Founded in 1998 by leading Québec cultural organizations, the Coalition brings together the main professional bodies from Canada’s cultural community. Its 32 member associations represent creators, artists, producers, distributors, broadcasters, and publishers in the book, film, television, music, performing arts, and visual arts sectors. According to CCD, cultural diversity is a fundamental right that states have a duty to promote and protect. To this end, states and governments must be free to adopt the policies necessary to support diverse forms of cultural expression. Consequently, CDC defends the principle that cultural policies should not be subject to the restrictions imposed by international trade agreements.
The Coalition for Cultural Diversity, in cooperation with Comité de Vigilance pour la diversité culturelle, helped organized the Deuxième rencontres internationales des organisations professionnelles de la culture held in Paris from February 2 to 4, 2003. This international event drew some 100 professional associations from over 30 countries.
La Déclaration du Louvre : "Déclaration finale des Deuxièmes Rencontres internationales des organisations professionnelles de la culture", 4 février 2003
Comité de Vigilance pour la diversité culturelle is a French organization representing professional cultural organizations (film, performing arts, publishing, music, graphic and visual arts, multimedia) that defends cultural diversity in the face of international trade negotiations. The Committee coordinates the actions of French, European, and international bodies that share similar goals.
Comité de Vigilance and the Canadian coalition together staff the secretariat of the International Liaison Committee of Coalitions for Cultural Diversity. The International Liaison Committee has nine members (Argentina, Australia, Canada, Chile, Korea, France, Mexico, New Zealand, and Senegal) representing over 170 cultural professional associations. The Canadian coalition and Comité de Vigilance maintain links with foreign professional organizations and international federations that have similar concerns and objectives, and encourage professional organizations worldwide to join forces in national coalitions that can defend cultural diversity with their governments. Two new cultural diversity coalitions were established in 2003, one in Senegal (April 2003), the other in Burkina Faso (December 2003).

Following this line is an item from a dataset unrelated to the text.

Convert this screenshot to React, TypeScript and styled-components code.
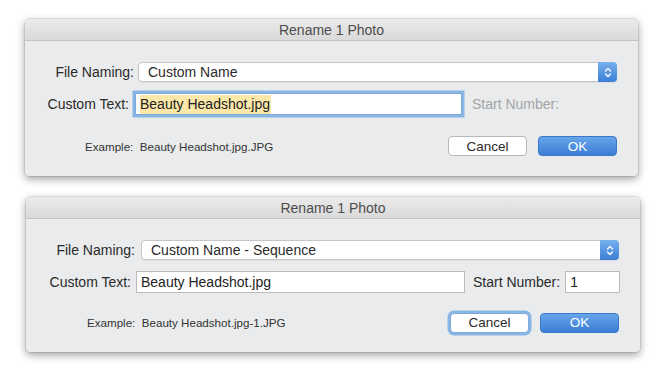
import React from "react";
import styled, { createGlobalStyle, css } from "styled-components";

const Global = createGlobalStyle`
  html, body { margin: 0; padding: 0; background: #ffffff; }
  body { font-family: "Liberation Sans", Arial, sans-serif; -webkit-font-smoothing: antialiased; }
`;

const Page = styled.div`
  width: 664px;
  height: 380px;
  display: flex;
  flex-direction: column;
  gap: 21px;
  padding-top: 19px;
  box-sizing: border-box;
`;

const Dialog = styled.div<{ $left: number; $width: number }>`
  margin-left: ${(p) => p.$left}px;
  width: ${(p) => p.$width}px;
  background: #e9ebec;
  border-radius: 4px;
  box-shadow: 0 0 0 1px rgba(0, 0, 0, 0.08), 0 3px 8px rgba(0, 0, 0, 0.38);
  overflow: hidden;
`;

const TitleBar = styled.div`
  height: 21px;
  display: flex;
  align-items: center;
  justify-content: center;
  background: linear-gradient(#ebebeb, #d9d9d9);
  border-bottom: 1px solid #c3c3c3;
  font-size: 14px;
  color: #4d4d4d;
`;

const Body = styled.div<{ $bottom: number }>`
  display: flex;
  flex-direction: column;
  padding: 21px 21px ${(p) => p.$bottom}px 0;
`;

const Row = styled.div<{ $mt?: number; $h: number }>`
  display: flex;
  align-items: center;
  height: ${(p) => p.$h}px;
  margin-top: ${(p) => p.$mt ?? 0}px;
`;

const Label = styled.span<{ $w: number; $gap: number }>`
  width: ${(p) => p.$w}px;
  flex: none;
  text-align: right;
  font-size: 14px;
  color: #2a2a2a;
  margin-right: ${(p) => p.$gap}px;
  white-space: nowrap;
`;

const InlineLabel = styled.span<{ $disabled?: boolean; $ml: number; $mr?: number }>`
  font-size: 14px;
  color: ${(p) => (p.$disabled ? "#a3a5a7" : "#2a2a2a")};
  margin-left: ${(p) => p.$ml}px;
  margin-right: ${(p) => p.$mr ?? 0}px;
  white-space: nowrap;
`;

const Select = styled.div`
  flex: 1;
  height: 20px;
  display: flex;
  align-items: stretch;
  background: #fff;
  border: 1px solid #c4c6c8;
  border-radius: 4px;
  box-sizing: border-box;
  box-shadow: 0 1px 1px rgba(0, 0, 0, 0.06);
`;

const SelectText = styled.span`
  flex: 1;
  padding-left: 9px;
  font-size: 14px;
  line-height: 18px;
  color: #2a2a2a;
`;

const Stepper = styled.span`
  width: 19px;
  margin: -1px -1px -1px 0;
  border-radius: 0 4px 4px 0;
  background: linear-gradient(#76b1ee, #3d7fd6);
  display: flex;
  align-items: center;
  justify-content: center;
`;

const Field = styled.div<{ $width: number; $focused?: boolean }>`
  width: ${(p) => p.$width}px;
  flex: none;
  height: 22px;
  box-sizing: border-box;
  background: #fff;
  border: 1px solid #b9bbbd;
  display: flex;
  align-items: center;
  padding-left: 4px;
  font-size: 14px;
  color: #222;
  ${(p) =>
    p.$focused &&
    css`
      border-color: #7ea9d8;
      box-shadow: 0 0 0 2.5px #8ab6e6;
    `}
`;

const Selected = styled.span`
  background: #fbe8a8;
  padding: 1px 1px 2px 0;
`;

const Example = styled.span<{ $pad: number }>`
  flex: 1;
  padding-left: ${(p) => p.$pad}px;
  font-size: 11.6px;
  color: #333;
`;

const Button = styled.button<{ $primary?: boolean; $focused?: boolean }>`
  width: 79px;
  height: 20px;
  margin-left: 11px;
  border-radius: 4px;
  font-family: "Liberation Sans", Arial, sans-serif;
  font-size: 13.5px;
  padding: 0;
  cursor: default;
  ${(p) =>
    p.$primary
      ? css`
          border: 1px solid #3a78c9;
          color: #fff;
          background: linear-gradient(#67a5ea, #3b7dd5);
        `
      : css`
          border: 1px solid #b6b8ba;
          color: #2a2a2a;
          background: #fff;
        `}
  ${(p) =>
    p.$focused &&
    css`
      border-color: #7ea9d8;
      box-shadow: 0 0 0 2.5px #8ab6e6;
    `}
`;

const Chevrons = () => (
  <svg width="8" height="11" viewBox="0 0 8 11">
    <path d="M1.5 4 L4 1.5 L6.5 4 M1.5 7 L4 9.5 L6.5 7" fill="none" stroke="#fff" strokeWidth="1.3" strokeLinecap="round" strokeLinejoin="round" />
  </svg>
);

export default function App() {
  return (
    <>
      <Global />
      <Page>
        <Dialog $left={25} $width={613}>
          <TitleBar>Rename 1 Photo</TitleBar>
          <Body $bottom={20}>
            <Row $h={20}>
              <Label $w={109} $gap={4}>File Naming:</Label>
              <Select>
                <SelectText>Custom Name</SelectText>
                <Stepper><Chevrons /></Stepper>
              </Select>
            </Row>
            <Row $h={22} $mt={11}>
              <Label $w={104} $gap={6}>Custom Text:</Label>
              <Field $width={327} $focused>
                <Selected>Beauty Headshot.jpg</Selected>
              </Field>
              <InlineLabel $disabled $ml={10}>Start Number:</InlineLabel>
            </Row>
            <Row $h={20} $mt={21}>
              <Example $pad={60}>Example:&nbsp; Beauty Headshot.jpg.JPG</Example>
              <Button>Cancel</Button>
              <Button $primary>OK</Button>
            </Row>
          </Body>
        </Dialog>
        <Dialog $left={26} $width={614}>
          <TitleBar>Rename 1 Photo</TitleBar>
          <Body $bottom={19}>
            <Row $h={20}>
              <Label $w={109} $gap={6}>File Naming:</Label>
              <Select>
                <SelectText>Custom Name - Sequence</SelectText>
                <Stepper><Chevrons /></Stepper>
              </Select>
            </Row>
            <Row $h={22} $mt={11}>
              <Label $w={105} $gap={5}>Custom Text:</Label>
              <Field $width={329}>Beauty Headshot.jpg</Field>
              <InlineLabel $ml={8} $mr={5}>Start Number:</InlineLabel>
              <Field $width={55}>1</Field>
            </Row>
            <Row $h={21} $mt={19}>
              <Example $pad={61}>Example:&nbsp; Beauty Headshot.jpg-1.JPG</Example>
              <Button $focused>Cancel</Button>
              <Button $primary>OK</Button>
            </Row>
          </Body>
        </Dialog>
      </Page>
    </>
  );
}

The International Network for Cultural Diversity (INCD) is a worldwide network representing artists and cultural activists, organizations, and industries from every continent and every sector and field of the cultural community. It draws its member organizations from over 50 countries and dedicates its efforts to opposing the cultural homogenization resulting from globalization. INCD holds annual conferences on cultural diversity issues and also participates in meetings on cultural diversity and globalization.
The 13th Rencontres Cinématographiques de Beaune held in France in October 2003 drew 450 directors and film industry professionals of various nationalities to discuss European and international issues, including cultural diversity.